Well, UD likes the sound of this and all ... but when Shiller proposes a solution, his naivete emerges: "Ethical behavior for many business people must involve overcoming their learned biases. Perhaps these scandals would be a little less likely ... if more of us professors integrated business education into a broader historical and psychological context. Would our students really fail to understand the economic models if we treated the subject matter not as an arcane specialty, but as part of a larger liberal arts education?"




Okay. In other words, MBA programs as now constituted teach you to be a selfish son of a bitch. So let's say you're about 25 years old, halfway through your MBA at Harvard. Your undergraduate degree was, say, Penn. The result of your first-rate liberal arts education plus your first-rate business education is that you are a selfish son of a bitch.
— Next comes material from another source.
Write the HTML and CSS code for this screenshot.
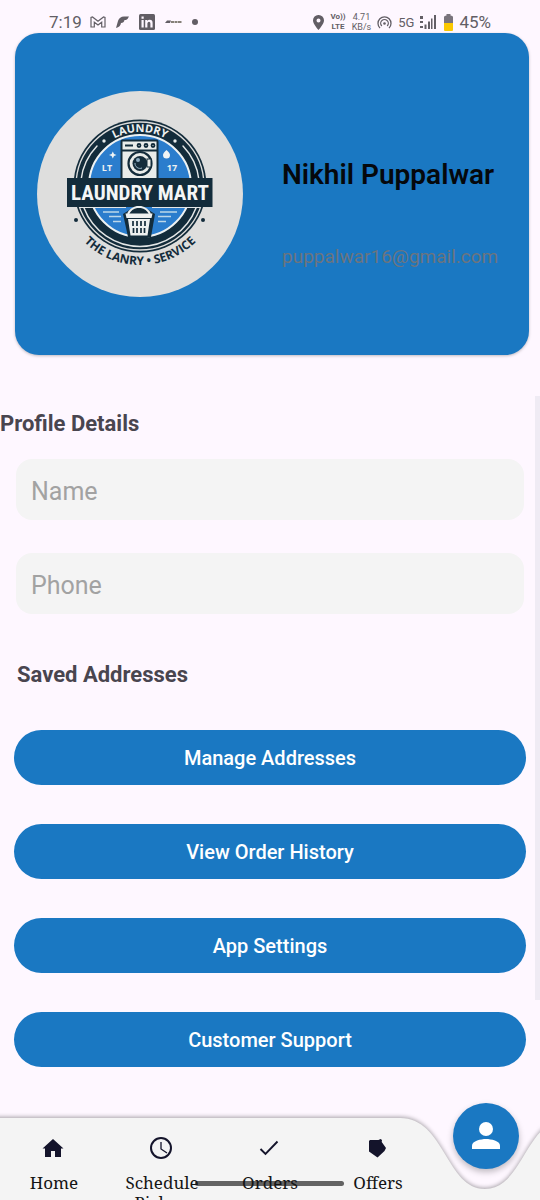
FILE: index.html
```html
<!DOCTYPE html>
<html lang="en">
<head>
<meta charset="utf-8">
<meta name="viewport" content="width=device-width, initial-scale=1">
<title>Profile</title>
<link rel="stylesheet" href="styles.css">
</head>
<body>
<div class="app">
  <header class="status">
    <div class="status-group">
      <span class="clock">7:19</span>
      <svg class="gmail" width="16" height="12" viewBox="0 0 16 12" fill="none" stroke="currentColor" stroke-width="1.2"><path d="M1 11V1.5L2.5 1 8 5.3 13.500 1 15 1.500V11H11.700V6.200L8 9 4.300 6.200V11Z"/></svg>
      <svg width="13" height="12" viewBox="0 0 13 12" fill="currentColor"><path d="M0 12 2 5Q3.500 .5 8 .5H13Q12 3 10 4H8.500Q8 7 5 7Q4.500 11 0 12Z"/></svg>
      <svg width="16" height="16" viewBox="0 0 16 16"><rect width="16" height="16" rx="1.500" fill="currentColor"/><path fill="#fef7ff" d="M2.500 6H4.700V13.500H2.500ZM2.500 2.500H4.700V4.700H2.500ZM6.200 6H8.300V7Q9 5.800 10.800 5.800Q13.600 5.800 13.600 9V13.500H11.400V9.500Q11.400 7.700 10 7.700T8.400 9.500V13.500H6.200Z"/></svg>
      <svg width="17" height="6" viewBox="0 0 17 6"><path fill="currentColor" d="M0 4 2 1.500H6L5 4H0Z"/><path stroke="#858078" stroke-width="2" stroke-dasharray="3 .5" d="M6 3H17"/></svg>
      <svg class="dot" width="6" height="6" viewBox="0 0 6 6"><circle cx="3" cy="3" r="3" fill="currentColor"/></svg>
    </div>
    <div class="status-group status-right">
      <svg width="11" height="15" viewBox="0 0 11 15"><path fill="currentColor" fill-rule="evenodd" d="M5.500 0A5.400 5.400 0 0 1 11 5.500C11 9 5.500 15 5.500 15S0 9 0 5.500A5.400 5.400 0 0 1 5.500 0ZM5.500 3.500A2 2 0 1 0 5.500 7.500 2 2 0 1 0 5.500 3.500Z"/></svg>
      <span class="tiny bold">Vo))<br>LTE</span>
      <span class="tiny">4.71<br>KB/s</span>
      <svg width="15" height="13" viewBox="0 0 15 13" fill="none" stroke="currentColor" stroke-width="1.300"><path d="M3 12A6.500 6.500 0 1 1 12 12M4.800 10A3.800 3.800 0 1 1 10.200 10"/><circle cx="7.500" cy="7.500" r="1.300" fill="currentColor" stroke="none"/></svg>
      <span class="net">5G</span>
      <svg width="16" height="14" viewBox="0 0 16 14" fill="currentColor"><path d="M0 1H3V4H0ZM0 6H3V8H0ZM0 11H3V13H0ZM4.500 9.500H6.500V14H4.500ZM8 6.500H10V14H8ZM11 3.500H12.500V14H11ZM14 0H16V14H14Z"/></svg>
      <svg class="battery" width="9" height="17" viewBox="0 0 9 17"><path fill="#79747c" d="M2.500 0H6.500V1.500Q9 1.500 9 3V10H0V3Q0 1.500 2.500 1.500Z"/><path fill="#fac800" d="M0 9H9V16Q9 17 8 17H1Q0 17 0 16Z"/></svg>
      <span class="pct">45%</span>
    </div>
  </header>

  <section class="card">
    <svg class="avatar" viewBox="37 91 206 206" role="img" aria-label="Laundry Mart logo">
      <defs>
        <path id="arcTop" d="M86 186A54 54 0 0 1 194 186"/>
        <path id="arcBottom" d="M61 186A79 79 0 0 0 219 186"/>
      </defs>
      <circle cx="140" cy="194" r="103" fill="#dededd"/>
      <circle cx="140" cy="186" r="66.500" fill="#132c3b"/>
      <circle cx="140" cy="186" r="64" fill="none" stroke="#dededd" stroke-width="1.300"/>
      <circle cx="140" cy="186" r="51" fill="#2b7dcd" stroke="#eef2f3" stroke-width="2"/>
      <g fill="none" stroke="#e4e7e7" stroke-width="1.500" stroke-linecap="round">
        <path d="M81 180A59 59 0 0 1 97 146M199 180A59 59 0 0 0 183 146"/>
        <path d="M84 208A60 60 0 0 0 196 208"/>
      </g>
      <g fill="#e8ecec"><circle cx="104" cy="141" r="1.700"/><circle cx="175" cy="141" r="1.700"/></g>
      <text class="logo-top"><textPath href="#arcTop" startOffset="50%">LAUNDRY</textPath></text>
      <path fill="#f1f4f4" d="M112.800 151.500 114 154 116.500 155 114 156 112.800 158.500 111.600 156 109 155 111.600 154ZM166.500 150Q170 153 170 155A3.500 3.500 0 0 1 163 155Q163 153 166.500 150Z"/>
      <text class="logo-year" x="107" y="171">LT</text>
      <text class="logo-year" x="172" y="171">17</text>
      <rect x="121.500" y="140.500" width="36" height="44" rx="1" fill="#e9ecea" stroke="#132c3b" stroke-width="2"/>
      <path d="M122 150.500H157M125 145.500H133" stroke="#132c3b" stroke-width="2"/>
      <g fill="none" stroke="#132c3b" stroke-width="1.800"><circle cx="139" cy="145.500" r="1.500"/><circle cx="146" cy="145.500" r="1.500"/><circle cx="153" cy="145.500" r="1.500"/></g>
      <circle cx="140" cy="163.500" r="11.500" fill="#e9ecea" stroke="#132c3b" stroke-width="2.200"/>
      <circle cx="140" cy="163.500" r="7.500" fill="#132c3b"/>
      <path d="M135 163A5 5 0 0 0 142 168" fill="none" stroke="#9bb8ca"/>
      <circle cx="138" cy="160" r="2" fill="#8babc0"/>
      <rect x="147" y="159" width="4" height="8" fill="#e9ecea" stroke="#132c3b"/>
      <path stroke="#bcd7e9" stroke-width="1.300" d="M103 212H119M109 216.500H121M113 221.500H121M160 212H177M158 216.500H171M158 221.500H166"/>
      <rect x="67" y="178" width="145.500" height="29" fill="#132c3b"/>
      <path d="M80 207.500H126M152 207.500H200" stroke="#e4e7e7"/>
      <text class="logo-name" x="140" y="200">LAUNDRY MART</text>
      <path d="M123 214 139 204 155 214 151 237Q139 241 128 237Z" fill="#132c3b"/>
      <path d="M128 214Q131 208 137 207H141Q147 208 150 214" fill="none" stroke="#eef1f1" stroke-width="2"/>
      <path d="M125.500 213.500H152.500L151.500 218H126.500ZM128 219H150L147.500 235.500H130.500Z" fill="#eef1f1"/>
      <path d="M133 221V226M137 221V226M141 221V226M145 221V226M133.500 228V233M137 228V233M141 228V233M144.500 228V233" stroke="#132c3b" stroke-width="1.700"/>
      <g fill="#132c3b"><circle cx="76" cy="220" r="2"/><circle cx="203" cy="220" r="2"/></g>
      <text class="logo-bottom"><textPath href="#arcBottom" startOffset="50%">THE LANRY • SERVICE</textPath></text>
    </svg>
    <div class="who">
      <h1 class="name">Nikhil Puppalwar</h1>
      <p class="email">puppalwar16@gmail.com</p>
    </div>
  </section>

  <main class="content">
    <div class="scrollbar"></div>
    <h2 class="heading heading-flush">Profile Details</h2>
    <form class="fields">
      <input class="field" type="text" placeholder="Name" aria-label="Name">
      <input class="field" type="tel" placeholder="Phone" aria-label="Phone">
    </form>
    <h2 class="heading">Saved Addresses</h2>
    <div class="actions">
      <button class="action" type="button">Manage Addresses</button>
      <button class="action" type="button">View Order History</button>
      <button class="action" type="button">App Settings</button>
      <button class="action" type="button">Customer Support</button>
    </div>
  </main>

  <nav class="nav" aria-label="Main">
    <svg class="nav-bg" viewBox="0 0 540 82" preserveAspectRatio="none"><path fill="#f4f4f4" d="M-20 0H400C445 0 446 71 485 71S525 0 570 0V100H-20Z"/></svg>
    <div class="gesture"></div>
    <a class="tab" href="#home"><svg class="tab-icon" viewBox="0 0 24 24" fill="currentColor"><path d="M4 21V12.500H1.500L12 3 22.500 12.500H20V21H14V15H10V21Z"/></svg><span>Home</span></a>
    <a class="tab" href="#schedule"><svg class="tab-icon" viewBox="0 0 24 24" fill="none" stroke="currentColor"><circle cx="12" cy="12" r="10" stroke-width="2"/><path d="M12 6V13L18 17" stroke-width="1.300"/></svg><span>Schedule Pickup</span></a>
    <a class="tab" href="#orders"><svg class="tab-icon" viewBox="0 0 24 24" fill="none" stroke="currentColor" stroke-width="1.900"><path d="M3.500 13 8.500 18 20.500 5.500"/></svg><span>Orders</span></a>
    <a class="tab" href="#offers"><svg class="tab-icon" viewBox="0 0 24 24" fill="currentColor"><path d="M4 5 5 4H13.500L15.500 3 17 4 16.700 6 21 12 19.500 15 12.500 21.500 4 15.500Z"/></svg><span>Offers</span></a>
    <a class="fab" href="#profile" aria-label="Profile"><svg width="28" height="28" viewBox="0 0 28 28" fill="#fff"><circle cx="14" cy="7" r="7"/><path d="M0 27V23.500C0 19 9 17 14 17S28 19 28 23.500V27Z"/></svg></a>
  </nav>
</div>
</body>
</html>
```
FILE: styles.css
```css
* { box-sizing: border-box; }
body {
  margin: 0;
  background: #fef7ff;
  font-family: Roboto, "Liberation Sans", sans-serif;
}
h1, h2, p { margin: 0; }

.app {
  display: flex;
  flex-direction: column;
  min-height: 100vh;
}

.status {
  display: flex;
  justify-content: space-between;
  height: 33px;
  padding: 11px 49px 0;
  color: #625e65;
}
.status-group {
  display: flex;
  align-items: center;
  height: 22px;
  gap: 10px;
}
.status-right { gap: 6px; }
.status svg { flex: none; }
.clock { font-size: 17px; margin-right: -2px; }
.pct { font-size: 17px; }
.net { font-size: 13px; }
.tiny { font-size: 9px; line-height: 10px; text-align: center; }
.bold { font-size: 8px; font-weight: 700; }
.battery { margin-left: 2px; }

.card {
  display: flex;
  align-items: center;
  gap: 39px;
  margin: 0 11px 0 15px;
  padding: 58px 22px;
  border-radius: 24px;
  background: #1a78c2;
  box-shadow: 0 1px 3px rgba(0, 0, 0, .25);
}
.avatar { width: 206px; height: 206px; flex: none; }
.who {
  display: grid;
  gap: 54px;
  padding-top: 40px;
}
.name {
  font-size: 28px;
  line-height: 32px;
  font-weight: 600;
  color: #05080c;
  white-space: nowrap;
}
.email {
  font-size: 19px;
  line-height: 24px;
  color: #6c747e;
}

.logo-top, .logo-year, .logo-name, .logo-bottom { text-anchor: middle; font-weight: 700; }
.logo-top { font-family: "Open Sans", sans-serif; font-size: 11px; fill: #eef1f1; }
.logo-year { font-family: "Open Sans", sans-serif; font-size: 9px; fill: #eef1f1; }
.logo-name { font-family: "Liberation Sans Narrow", "Roboto Condensed", Roboto, sans-serif; font-size: 21px; fill: #f4f6f6; }
.logo-bottom { font-family: "Open Sans", sans-serif; font-size: 12px; fill: #132c3b; }

.content {
  position: relative;
  margin-top: 41px;
  padding: 14px 14px 50px;
}
.scrollbar {
  position: absolute;
  top: 0;
  right: 0;
  width: 5px;
  height: 604px;
  background: #efebf4;
}
.heading {
  margin-left: 3px;
  font-size: 22px;
  line-height: 28px;
  font-weight: 700;
  color: #49454f;
}
.heading-flush { margin-left: -14px; }
.fields {
  display: grid;
  gap: 33px;
  margin: 21px 2px 47px;
}
.field {
  width: 100%;
  height: 61px;
  padding: 3px 15px 0;
  border: 0;
  border-radius: 16px;
  background: #f4f4f4;
  font: 25px Roboto, "Liberation Sans", sans-serif;
  color: #222;
}
.field::placeholder { color: #a2a2a2; opacity: 1; }
.actions {
  display: grid;
  gap: 39px;
  margin-top: 41px;
}
.action {
  height: 55px;
  padding: 0 24px;
  border: 0;
  border-radius: 28px;
  background: #1a78c2;
  color: #fff;
  font: 500 20px Roboto, "Liberation Sans", sans-serif;
}

.nav {
  position: sticky;
  bottom: 0;
  display: grid;
  grid-template-columns: repeat(5, 1fr);
  height: 82px;
  margin-top: auto;
}
.nav-bg {
  position: absolute;
  inset: 0;
  width: 100%;
  height: 100%;
  overflow: visible;
  filter: drop-shadow(0 -1px 2px rgba(0, 0, 0, .35));
  clip-path: inset(-20px 0 0 0);
}
.gesture {
  position: absolute;
  bottom: 14px;
  left: 50%;
  width: 149px;
  height: 5px;
  margin-left: -75px;
  border-radius: 3px;
  background: #636363;
}
.tab {
  position: relative;
  display: flex;
  flex-direction: column;
  align-items: center;
  gap: 13px;
  height: 82px;
  padding: 18px 12px 0;
  overflow: hidden;
  color: #14142b;
  text-decoration: none;
  text-align: center;
  font: 17px/20px "Noto Serif", "Liberation Serif", serif;
}
.tab span { color: #151515; }
.tab-icon { width: 24px; height: 24px; flex: none; margin-right: 3px; }
.fab {
  position: relative;
  display: grid;
  place-items: center;
  justify-self: center;
  width: 66px;
  height: 66px;
  margin-top: -15px;
  border-radius: 50%;
  background: #1a78c2;
  box-shadow: 0 3px 6px rgba(0, 0, 0, .25);
}
```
Professor Shiller now proposes that at this rather late date in a person's moral development we try to transform a specialized professional program in business into something that could be seen as "part of a larger liberal arts education" which would have the effect of moralizing you so that you avoid becoming a selfish son of a bitch.

Leave aside the question of why your original liberal arts experience failed to moralize you. Leave aside the question of why your parents or any other social or spiritual influence has failed to moralize you.

Ain't it a bit late in the day by the time you roll through Harvard? For that matter, how does Harvard, as an institution, model the virtue of restraint that Shiller champions? Well, let's look at their endowment, and how they pay their money managers [See UD, 1/11/05]...




Colleges and universities can't - and shouldn't try to - make you a good person. They exist to expose you to the best that has been thought and written. Universities assume at least minimal moral competence on your part, a competence they will be pleased, of course, to strengthen. But if, by the time you're in your twenties, you don't know the difference between profit maximalization and extortion, it is too late for you. You will do what you will do. And at some point, godwilling, Eliot Spitzer will notice.